Like a nutrition label. It’s your choice (as an adult) what you want to do with that information.

  • I'm starting to see platevoltage's point. Yes it's additional information, but it is an indirect form of censorship.

    Remove one more f-bomb and we'll give you that PG-13 rating you're wanting.

    Food labels are easier to justify because they have a very tangible effect on one's health. But even those can be misleading in the end.

    I say keep the food labels, but reconsider the movie ratings system. What if it went away? The studios and exhibitors would have to *tell us* who the movie is intended for. What's so hard about that? What is this magic benefit we're getting from a rating system?

    • But there are no teeth with the movie rating system.

      Well, the only place they’re enforced is you being able to enter a movie theater.

      But I can see how that affects the earnings for a movie during its theatrical run.

      But even R rated movies, I believe if you’re under 13 you just need someone over 17 to take you.

  • Sure it is. An NC-17 rating is basically a death sentence for any movie.

    • Consider the alternative - people go with their kids to the latest Popeye movie only to find out that it’s a slasher horror.

      The natural result is people push their representatives for something to protect themselves.

      Some form of social contract will end up existing.

      2 replies →

  • On the planet I’m from, the pedophile in chief is already intentionally miscategorizing information so it can be censored using mechanisms like this, and is implementing a public playbook explaining how this is one pillar of a platform to force his particular brand of right wing christian “morality” on the rest of the population.

    At best, you’re defending coordinated disinformation campaigns, though the article is about attempts to make compliance with the propaganda mandatory.

    • I’m sorry but I have no idea what you’re even saying.

      I’m talking about ratings like we have in movies, tv shows, games, music, apps.

      Many facets of our lives.

      Or nutrition labels.

To me it is censorship.

If you are a small child it is indeed up to your parents to censor adult content and I am all for that. Kids will be upset but that is part of growing up. When the parents believe the kids are emotionally ready for adult content then I am sure they will get parental controls disabled. Even if that should not come to pass the kids once they are teens will bypass it anyway.

If you are an adult and your followers are adults then this does not really apply to you or your device. This would only hurt groomers, most of whom use video games for that purpose.

  • I don't think we're talking about whether it's appropriate for kids to see the stuff. I think we're talking about who gets to decide to *mandate* an RTA header on a website. (They can already add it voluntarily so we are talking about a hypothetical mandate.)

    Let's say your website mentions the MLK assassination. Or maybe the 9/11 attacks. Just a mention; no disturbing details. Is some government entity now going to force the RTA label? Who gets to decide? An RTA label would be a death sentence to educational sites.

    • who gets to decide

      Each site operator would have to decide what level of legal risk is appropriate based on content rating and that would likely come from their legal team.

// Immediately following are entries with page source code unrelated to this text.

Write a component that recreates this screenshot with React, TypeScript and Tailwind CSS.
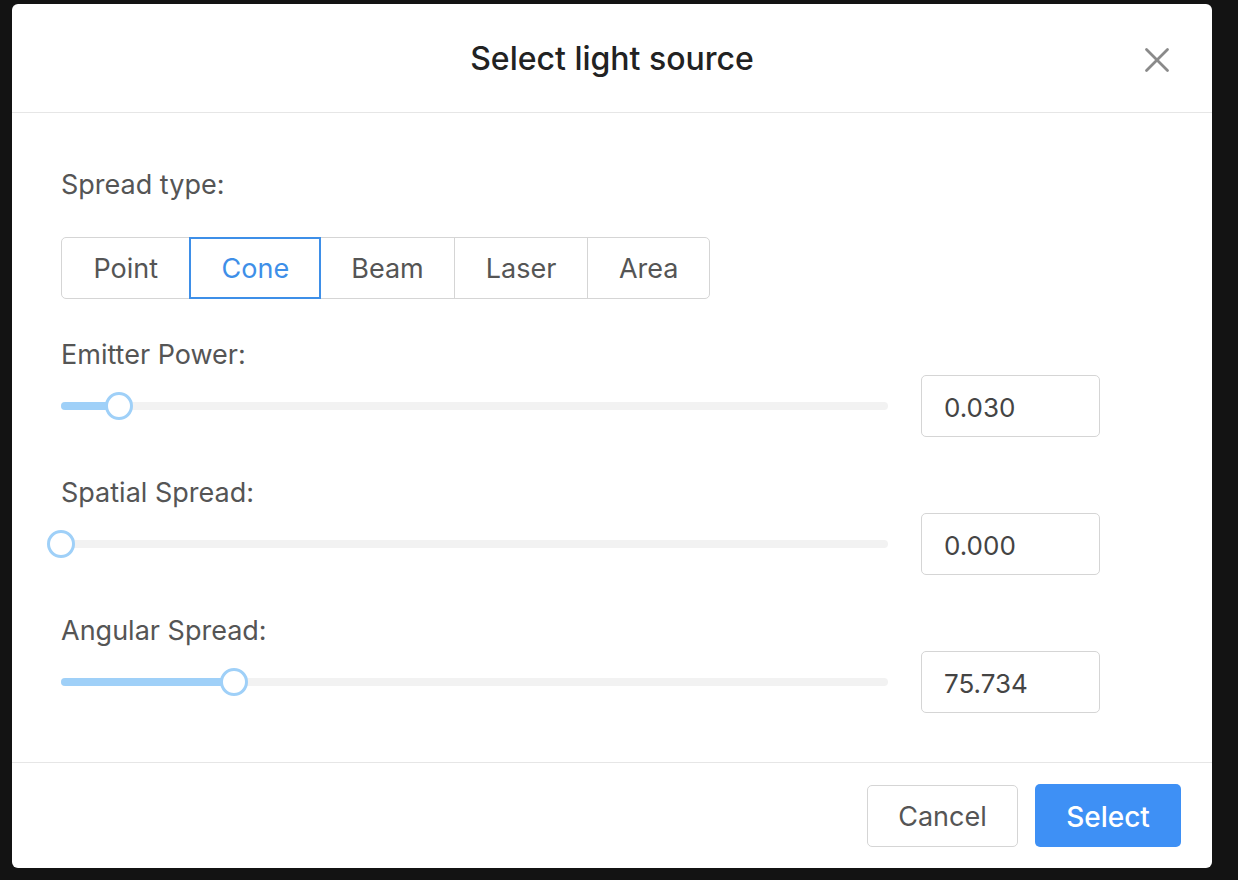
import { X } from 'lucide-react';

const sliders = [
  { label: 'Emitter Power:', pct: 7, value: '0.030' },
  { label: 'Spatial Spread:', pct: 0, value: '0.000' },
  { label: 'Angular Spread:', pct: 20.9, value: '75.734' },
];

const types = [
  { name: 'Point', w: 'w-[128px]' },
  { name: 'Cone', w: 'w-[131px]' },
  { name: 'Beam', w: 'w-[134px]' },
  { name: 'Laser', w: 'w-[134px]' },
  { name: 'Area', w: 'w-[122px]' },
];

function Slider({ pct }: { pct: number }) {
  return (
    <div className="relative w-[827px] h-[8px] rounded-full bg-[#f2f2f2]">
      <div className="h-full rounded-full bg-[#9fd0f8]" style={{ width: `${pct}%` }} />
      <div
        className="absolute top-1/2 w-[28px] h-[28px] -translate-x-1/2 -translate-y-1/2 rounded-full border-[3px] border-[#9fd0f8] bg-white"
        style={{ left: `${pct}%` }}
      />
    </div>
  );
}

export default function App() {
  const selected = 'Cone';

  return (
    <div className="w-[1238px] h-[880px] bg-[#131313] pl-[12px] pt-[4px] font-['Inter','Liberation_Sans',sans-serif]">
      <div className="w-[1200px] h-[864px] bg-white rounded-[6px] flex flex-col">
        {/* header */}
        <div className="relative h-[109px] flex items-center justify-center border-b border-[#e6e6e6]">
          <span className="text-[32px] font-medium text-[#222] mt-[2px]">Select light source</span>
          <X className="absolute right-[34px] top-[35px] text-[#8a8a8a]" size={42} strokeWidth={1.6} />
        </div>

        {/* body */}
        <div className="flex-1 pl-[49px] pt-[56px] border-b border-[#e6e6e6]">
          <div className="h-[32px] leading-[32px] text-[27px] text-[#555]">Spread type:</div>
          <div className="mt-[36px] flex h-[62px] w-[649px] rounded-[5px] border border-[#d5d5d5]">
            {types.map((t, i) => (
              <div
                key={t.name}
                className={`${t.w} flex items-center justify-center pt-[2px] text-[27px] ${
                  t.name === selected
                    ? 'text-[#3e8fe8] outline-2 outline-[#3e8fe8] -outline-offset-1 relative z-10'
                    : 'text-[#555]'
                } ${i > 0 ? 'border-l border-[#d5d5d5]' : ''}`}
              >
                {t.name}
              </div>
            ))}
          </div>

          {sliders.map((s) => (
            <div key={s.label} className="mt-[40px]">
              <div className="h-[32px] leading-[32px] text-[27px] text-[#555]">{s.label}</div>
              <div className="mt-[4px] flex items-center">
                <Slider pct={s.pct} />
                <div className="ml-[33px] w-[179px] h-[62px] rounded-[5px] border border-[#d5d5d5] flex items-center pl-[22px] pt-[2px] text-[26px] text-[#444]">
                  {s.value}
                </div>
              </div>
            </div>
          ))}
        </div>

        {/* footer */}
        <div className="h-[105px] flex items-start justify-end gap-[17px] pt-[22px] pr-[31px]">
          <button className="w-[151px] h-[62px] pt-[3px] rounded-[5px] border border-[#d5d5d5] bg-white text-[27px] text-[#555]">
            Cancel
          </button>
          <button className="w-[146px] h-[63px] -mt-[1px] pt-[3px] rounded-[5px] bg-[#3e90f5] text-[28px] font-medium text-white">
            Select
          </button>
        </div>
      </div>
    </div>
  );
}
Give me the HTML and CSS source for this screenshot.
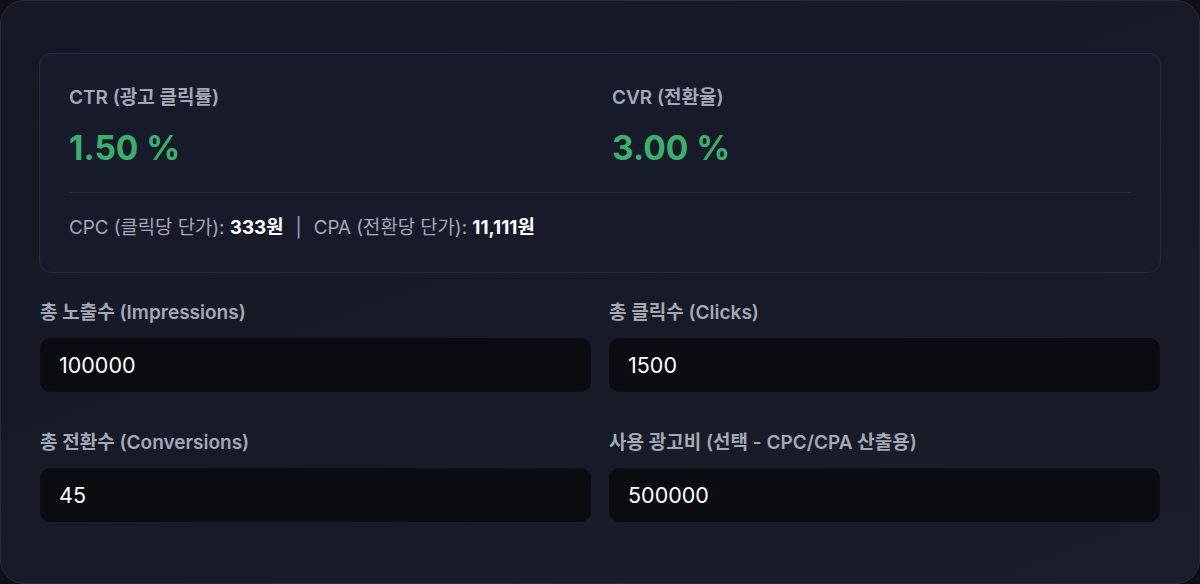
FILE: index.html
```html
<!DOCTYPE html>
<html lang="ko">

<head>
    <meta charset="UTF-8">
    <meta name="viewport" content="width=device-width, initial-scale=1.0">
    <title>광고 성과 계산기</title>
    <link rel="stylesheet" href="styles.css">
</head>

<body>

    <div class="card">
        <!-- 결과 요약 -->
        <div class="result-box">
            <div class="metrics">
                <div class="metric">
                    <div class="metric-label">CTR (광고 클릭률)</div>
                    <div class="metric-value" id="ctr">1.50 %</div>
                </div>
                <div class="metric">
                    <div class="metric-label">CVR (전환율)</div>
                    <div class="metric-value" id="cvr">3.00 %</div>
                </div>
            </div>
            <div class="divider"></div>
            <div class="cost-line">
                CPC (클릭당 단가): <b id="cpc">333원</b><span class="sep">|</span>CPA (전환당 단가): <b id="cpa">11,111원</b>
            </div>
        </div>

        <!-- 입력 폼 -->
        <div class="form-grid">
            <div class="field">
                <label for="impressions">총 노출수 (Impressions)</label>
                <input type="number" id="impressions" value="100000">
            </div>
            <div class="field">
                <label for="clicks">총 클릭수 (Clicks)</label>
                <input type="number" id="clicks" value="1500">
            </div>
            <div class="field">
                <label for="conversions">총 전환수 (Conversions)</label>
                <input type="number" id="conversions" value="45">
            </div>
            <div class="field">
                <label for="cost">사용 광고비 (선택 - CPC/CPA 산출용)</label>
                <input type="number" id="cost" value="500000">
            </div>
        </div>
    </div>

</body>

</html>
```

FILE: styles.css
```css
* {
    box-sizing: border-box;
}

body {
    margin: 0;
    background: #0e1017;
    font-family: 'Inter', 'Noto Sans CJK KR', sans-serif;
    color: #e5e7eb;
}

/* 카드 */
.card {
    height: 584px;
    padding: 52px 38px 0;
    background: linear-gradient(160deg, #151925 0%, #171b28 60%, #191e2a 100%);
    border: 1px solid #262b37;
    border-radius: 24px;
}

/* 결과 요약 */
.result-box {
    padding: 32px 29px 32px;
    background: #171b29;
    border: 1px solid #262b38;
    border-radius: 12px;
}

.metrics {
    display: grid;
    grid-template-columns: 1fr 1fr;
    gap: 24px;
}

.metric-label {
    font-size: 19px;
    font-weight: 600;
    line-height: 24px;
    color: #a3a8b4;
}

.metric-value {
    margin-top: 18px;
    font-size: 33.5px;
    font-weight: 700;
    line-height: 40px;
    color: #38b06c;
}

.divider {
    height: 1px;
    margin: 24px 0 23px;
    background: #262b38;
}

.cost-line {
    font-size: 18.8px;
    line-height: 24px;
    color: #a3a8b4;
}

.cost-line b {
    color: #ffffff;
    font-weight: 700;
}

.sep {
    margin: 0 12px;
}

/* 입력 폼 */
.form-grid {
    display: grid;
    grid-template-columns: 1fr 1fr;
    column-gap: 18px;
    row-gap: 39px;
    margin-top: 28px;
    padding: 0 1px;
}

.field label {
    display: block;
    margin-bottom: 13px;
    font-size: 19px;
    font-weight: 600;
    line-height: 24px;
    color: #a3a8b4;
}

.field input {
    display: block;
    width: 100%;
    height: 54px;
    padding: 0 18px;
    background: #0b0c10;
    border: 1px solid #0d0e13;
    border-radius: 10px;
    color: #ffffff;
    font-family: inherit;
    font-size: 21.5px;
    outline: none;
    -moz-appearance: textfield;
}

.field input::-webkit-inner-spin-button,
.field input::-webkit-outer-spin-button {
    -webkit-appearance: none;
    margin: 0;
}
```
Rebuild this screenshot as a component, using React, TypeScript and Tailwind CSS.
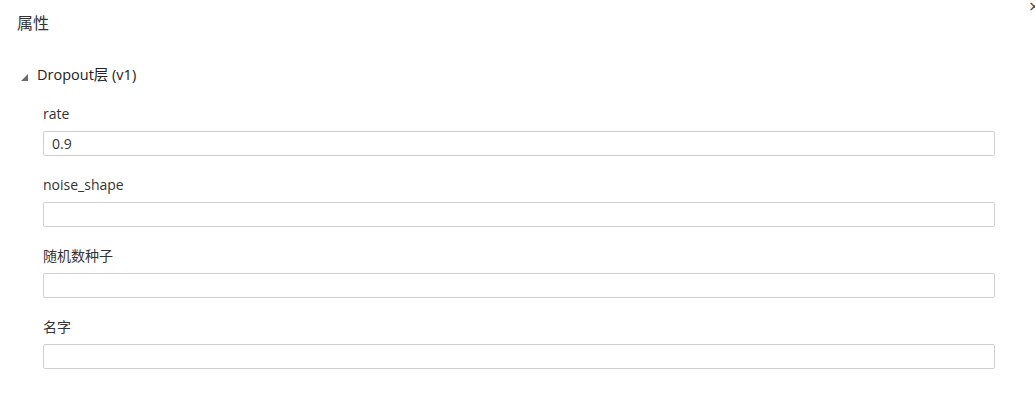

      An RTA label would be a death sentence to educational sites.

      Maybe but not likely. Adult content for the purposes of education used to be protected but that was a grey area and was abused heavily by some art sites such as Deviant art and then social media. CIPA was passed in 2000/2001 and updated in 2011 to provide guidance on content viewed by children. [1] This is of course up to the parents to decide as has been the case for sex education throughout the history of the USA. If a school was going to view content that would be in conflict with CIPA then I would expect they could get parents to sign a permission slip meaning they have adult consent from the parent of each child. Either way I would expect a school to curate content that is appropriate for children and cache/print it locally.

      If RTA is not an option then the alternative will likely be to have parents log into a 3rd party site to prove their identiy for each student via some proxy auth site to give the child permission while also sharing personal details of the parent and child to said third party. More laws get involved when logging the child's personal details with a 3rd party but I am thankfully not a lawyer. Here [2] are some more laws specific to states. Laws will vary wildly by country and province or state.